If the player is knocked down, they must shake the joystick and press the buttons repeatedly to refill a bar and get back to their feet. If all three rounds are fought, the judges pick the winner by decision. Each opponent has his own, unique fighting style with strengths and weaknesses. Fights can be won by either knockout, technical knockout or the judges' decision. These are highlighted with a special animation of the defeated boxer crumbling to the canvas.

Every two bouts, players are given the choice of entering a "training session" to earn more skill points or skip these sessions entirely. The "Speed" session consists of punching green dummies appearing from eight different positions. The "Power" session consists of punching small volleyballs tossed from both left and right, high and low. The "Stamina" session consists of jumping a spinning rod of increasing speed.

When the player defeats the World Champion, a special winning animation will play with a congratulatory message. The credits roll, and the game ends. The total fight time and final score are displayed on screen. Depending on the player's total time at the end of the game, the winning animation and message change, effectively serving as multiple endings.

== Characters ==
- Jabbin' Jim (Player 1)
 Modeled after Sylvester Stallone's role as Rocky Balboa from the Rocky franchise as well as Lance Bean from the Contra franchise. Known as Rocky Smith in the Japanese version.
- Gentleman Joe (Player 2)
 Modeled after Bill Rizer who is also from the Contra franchise.

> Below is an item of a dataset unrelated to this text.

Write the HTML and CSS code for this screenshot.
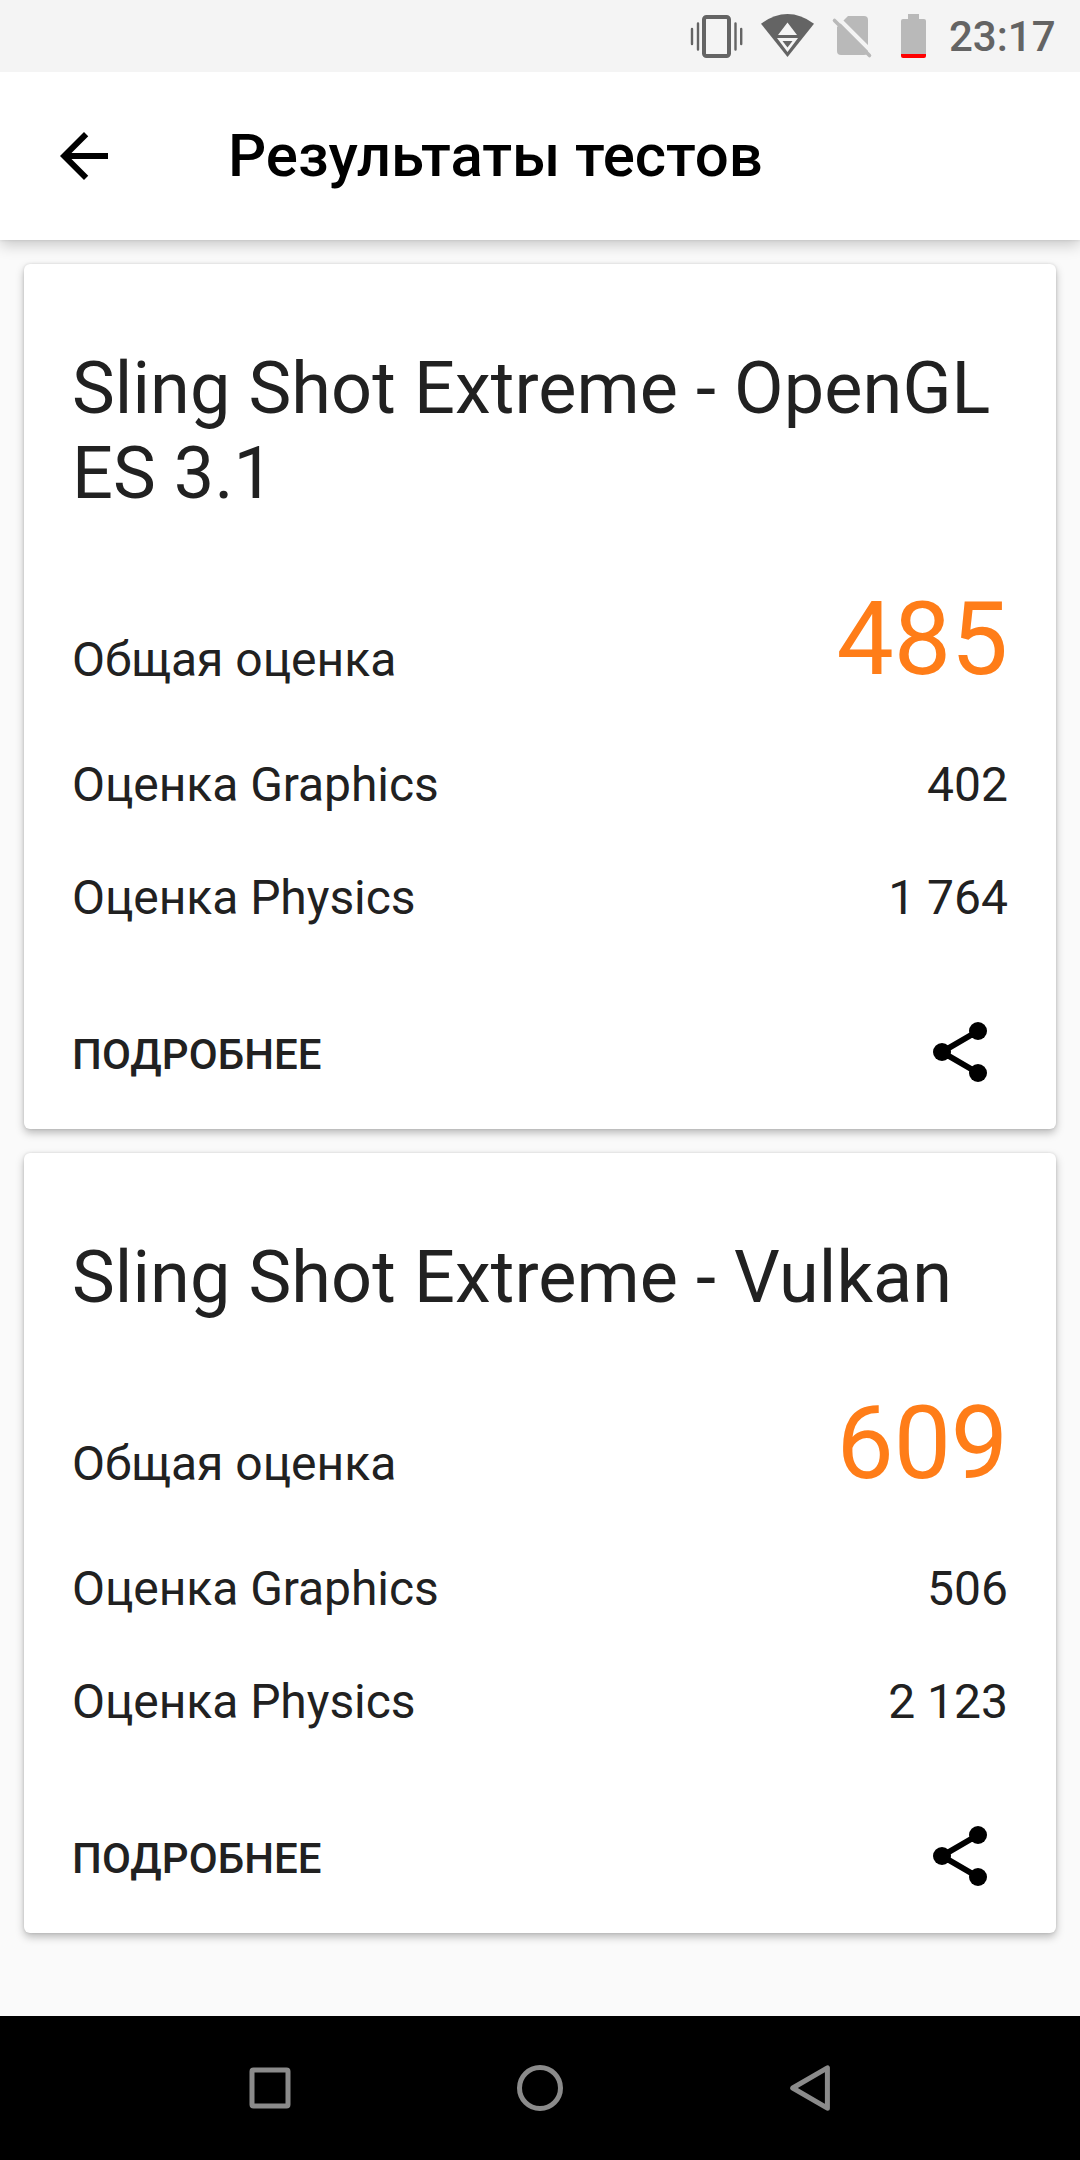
FILE: index.html
```html
<!DOCTYPE html>
<html lang="ru">
<head>
<meta charset="utf-8">
<title>Результаты тестов</title>
<link rel="stylesheet" href="styles.css">
</head>
<body>
<div class="screen">
  <div class="status-bar">
    <svg class="status-icons" width="250" height="72" viewBox="680 0 250 72">
      <g fill="none" stroke="#646464">
        <rect x="704" y="17" width="25" height="39" rx="2.5" stroke-width="4"/>
        <path stroke-width="2.4" stroke-linecap="round" d="M692 29v15M698 23.500v26M735.500 23.500v26M741.200 29v15"/>
      </g>
      <path fill="#646464" d="M761 23.700Q787.500 4.500 814 23.700L787.500 57z"/>
      <path fill="#f4f4f4" d="M787.500 22.500l9.500 12.500h-19zM777 38h21l-10.500 14z"/>
      <path fill="#646464" d="M782.500 41h10l-5 6.500z"/>
      <path fill="#b9b9b9" d="M848 16h16q4 0 4 4v31q0 4-4 4h-23q-4 0-4-4V27z"/>
      <path stroke="#f4f4f4" stroke-width="4" d="M836 16l38 38"/>
      <path stroke="#b9b9b9" stroke-width="3.600" stroke-linecap="round" d="M834.500 20.500l35 35"/>
      <path fill="#b9b9b9" d="M908 14h11v5h5q2 0 2 2v33h-25V21q0-2 2-2h5z"/>
      <path fill="#f00" d="M901 54h25v2q0 2-2 2h-21q-2 0-2-2z"/>
    </svg>
    <span class="clock">23:17</span>
  </div>
  <header class="app-bar">
    <svg class="icon" viewBox="0 0 24 24"><path d="M20 11H7.830l5.590-5.590L12 4l-8 8 8 8 1.410-1.410L7.830 13H20v-2z"/></svg>
    <h1 class="app-title">Результаты тестов</h1>
  </header>
  <main class="results">
    <section class="card">
      <h2 class="card-title">Sling Shot Extreme - OpenGL ES 3.1</h2>
      <div class="overall"><span class="label">Общая оценка</span><span class="score">485</span></div>
      <div class="row"><span class="row-label">Оценка Graphics</span><span>402</span></div>
      <div class="row"><span class="row-label">Оценка Physics</span><span>1 764</span></div>
      <div class="actions">
        <span class="details">ПОДРОБНЕЕ</span>
        <svg class="icon" viewBox="0 0 24 24"><path d="M18 5L6 12l12 7" fill="none" stroke="#000" stroke-width="2"/><circle cx="18" cy="5" r="3"/><circle cx="6" cy="12" r="3"/><circle cx="18" cy="19" r="3"/></svg>
      </div>
    </section>
    <section class="card">
      <h2 class="card-title">Sling Shot Extreme - Vulkan</h2>
      <div class="overall"><span class="label">Общая оценка</span><span class="score">609</span></div>
      <div class="row"><span class="row-label">Оценка Graphics</span><span>506</span></div>
      <div class="row"><span class="row-label">Оценка Physics</span><span>2 123</span></div>
      <div class="actions">
        <span class="details">ПОДРОБНЕЕ</span>
        <svg class="icon" viewBox="0 0 24 24"><path d="M18 5L6 12l12 7" fill="none" stroke="#000" stroke-width="2"/><circle cx="18" cy="5" r="3"/><circle cx="6" cy="12" r="3"/><circle cx="18" cy="19" r="3"/></svg>
      </div>
    </section>
  </main>
  <nav class="nav-bar">
    <svg viewBox="0 0 72 72"><rect x="18" y="18" width="36" height="36" rx="1.500"/></svg>
    <svg viewBox="0 0 72 72"><circle cx="36" cy="36" r="20.500"/></svg>
    <svg viewBox="0 0 72 72"><path d="M18.700 36L53.400 15.800v40.400z"/></svg>
  </nav>
</div>
</body>
</html>
```
FILE: styles.css
```css
* {
  box-sizing: border-box;
}

body {
  margin: 0;
  font-family: Roboto, sans-serif;
  color: #212121;
}

.screen {
  display: flex;
  flex-direction: column;
  width: 1080px;
  height: 2160px;
  background: #fafafa;
}

.status-bar {
  display: flex;
  flex: none;
  justify-content: flex-end;
  height: 72px;
  padding-right: 24px;
  background: #f4f4f4;
}

.status-icons {
  flex: none;
}

.clock {
  width: 126px;
  padding-left: 19px;
  font-size: 42px;
  font-weight: 500;
  line-height: 74px;
  white-space: nowrap;
  color: #646464;
}

.app-bar {
  display: flex;
  flex: none;
  align-items: center;
  gap: 108px;
  height: 168px;
  padding-left: 48px;
  background: #fff;
  box-shadow: 0 5px 14px rgba(0, 0, 0, 0.2), 0 0 3px rgba(0, 0, 0, 0.12);
  clip-path: inset(0 0 -24px);
}

.icon {
  display: block;
  flex: none;
  width: 72px;
  height: 72px;
  fill: #000;
}

.app-title {
  margin: 0;
  font-size: 60px;
  font-weight: 500;
  line-height: 70px;
  letter-spacing: -0.05px;
  color: #000;
}

.results {
  display: flex;
  flex: 1;
  flex-direction: column;
  gap: 24px;
  padding: 24px;
}

.card {
  padding: 82px 48px 41px;
  background: #fff;
  border-radius: 6px;
  box-shadow: 0 4px 8px rgba(0, 0, 0, 0.26), 0 0 3px rgba(0, 0, 0, 0.12);
}

.card-title {
  margin: 0 0 63px;
  font-size: 72px;
  font-weight: 400;
  line-height: 85px;
  letter-spacing: 0.11px;
}

.overall {
  display: flex;
  align-items: flex-end;
  justify-content: space-between;
  height: 120px;
  margin-bottom: 58px;
}

.label {
  margin-bottom: 11px;
  font-size: 48px;
  line-height: 56px;
}

.score {
  font-size: 102px;
  line-height: 120px;
  letter-spacing: -0.2px;
  color: #ff7d18;
}

.row {
  display: flex;
  justify-content: space-between;
  height: 56px;
  margin-bottom: 57px;
  font-size: 48px;
  line-height: 56px;
}

.row-label {
  letter-spacing: -0.06px;
}

.actions {
  display: flex;
  align-items: center;
  justify-content: space-between;
  height: 72px;
  margin-top: 90px;
  padding-right: 12px;
}

.details {
  margin-top: 5px;
  font-size: 42px;
  font-weight: 500;
  line-height: 50px;
  letter-spacing: 0.08px;
}

.nav-bar {
  display: flex;
  flex: none;
  align-items: center;
  justify-content: space-between;
  height: 144px;
  padding: 0 234px;
  background: #000;
}

.nav-bar svg {
  width: 72px;
  height: 72px;
  fill: none;
  stroke: #8b8b8b;
  stroke-width: 5;
  stroke-linejoin: round;
}
```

Known as Joe Vulcan in the Japanese version.
- Knockout Nick (KBA Rank: #7)
 A lookalike of Mr. T's role as Clubber Lang from the film Rocky III (1982), but slow and weak. Known as Mr. Mohican in the Japanese version.
- Red Falco (KBA Rank: #6)
 Seasoned boxer from England, his name is a play on "Red Falcon" from the Contra game series.
- Mad Mongol (KBA Rank: #5)
 Mongolian slugger skilled in fast flurries.
- Iron Drago (KBA Rank: #4)
 A tough Soviet fighter, based on Dolph Lundgren's role as Ivan Drago from the film Rocky IV.
- Steel Fist Fritz (KBA Rank: #3)
 Powerful boxer from Italy. Named Mark Rentz in the Japanese version.
- Bronx Bruiser (KBA Rank: #2)
 Fast and unpredictable Brazilian fighter. Named Avege Hidev in the Japanese version.
- Harlem Hit Man (KBA Rank: #1)
 Murderous hitter of unknown origins. Named Marvin Cobra in the Japanese version.
- Black Stallion (KBA Champion)
 Based on Mike Tyson, he is durable, strong and very fast.

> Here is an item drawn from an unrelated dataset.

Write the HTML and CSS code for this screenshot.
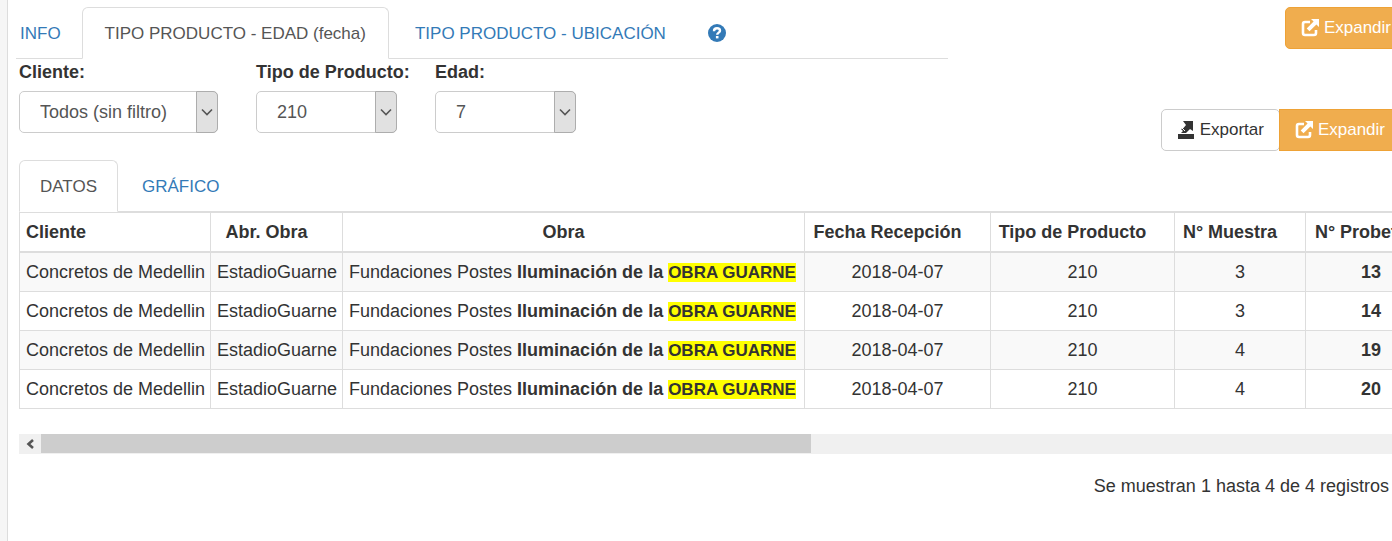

== Regional differences ==
The Japanese version of the game (known internally as Version H) is notably different from its overseas counterparts (Versions L and M) in several ways: the player's energy does not constantly drain by merely walking around the ring. The two main characters and some of the enemy boxers have been given alternate names. Most of the voice samples have been changed from English to Japanese, and the presence of a few Easter Eggs not included in the American release.

These include a flock of birds appearing in the ring at the start of a fight (damage based), an alternate head (Moai) for the referee (time based), a bonus hidden in the "Power" training session, and two different circuits (game modes) made accessible via joystick input at the start of a new game.

== Soundtrack ==
The game's Soundtrack was produced by Konami Kukeiha Club and published by King Records on July 21, 1989, as part of "Konami Game Music Collection Vol.0" along additional soundtracks from Flak Attack (MX 5000), The Main Event, Gang Busters, City Bomber, and Devastators.

| Track # | Track name | Time |
|---|---|---|
| 53 | Hard Blow (Opening Demo) | 00:25 |
| 54 | Let's Do It! (Title Demo) | 00:09 |
| 55 | Cross Counter (Coin Toss BGM) | 00:09 |
| 56 | Powermeter (Power Selection BGM) | 00:42 |
| 57 | Introduction (Player introduction BGM) | 00:10 |
| 58 | Hard Puncher (Stages 1, 5 BGM) | 01:22 |
| 59 | You Can't Get Him (Continue) | 00:43 |
| 60 | Kill Him (Stages 2, 4, 6 BGM) | 01:20 |
| 61 | Power Up (Training BGM) | 00:49 |
| 62 | Don't Quail (Stages 3, 7 BGM) | 01:12 |
| 63 | Judgement (Decision BGM) | 00:08 |
| 64 | Lost Game (Game Over) | 00:07 |
| 65 | Ranking (Ranking BGM) | 00:43 |
| 66 | The Final Round (Stage 8 BGM) | 01:10 |
| 67 | You Got Him (Winner BGM) | 00:11 |
| 68 | You Are Perfect! (Ending BGM) | 01:55 |

==Reception==
In Japan, Game Machine listed The Final Round on their February 1, 1989 issue as being the fifth most-successful table arcade unit of the month. A review in The Games Machine described The Final Round as "nothing out of the ordinary" and "despite its title, by no means the definitive boxing game" but still praised the game's graphics.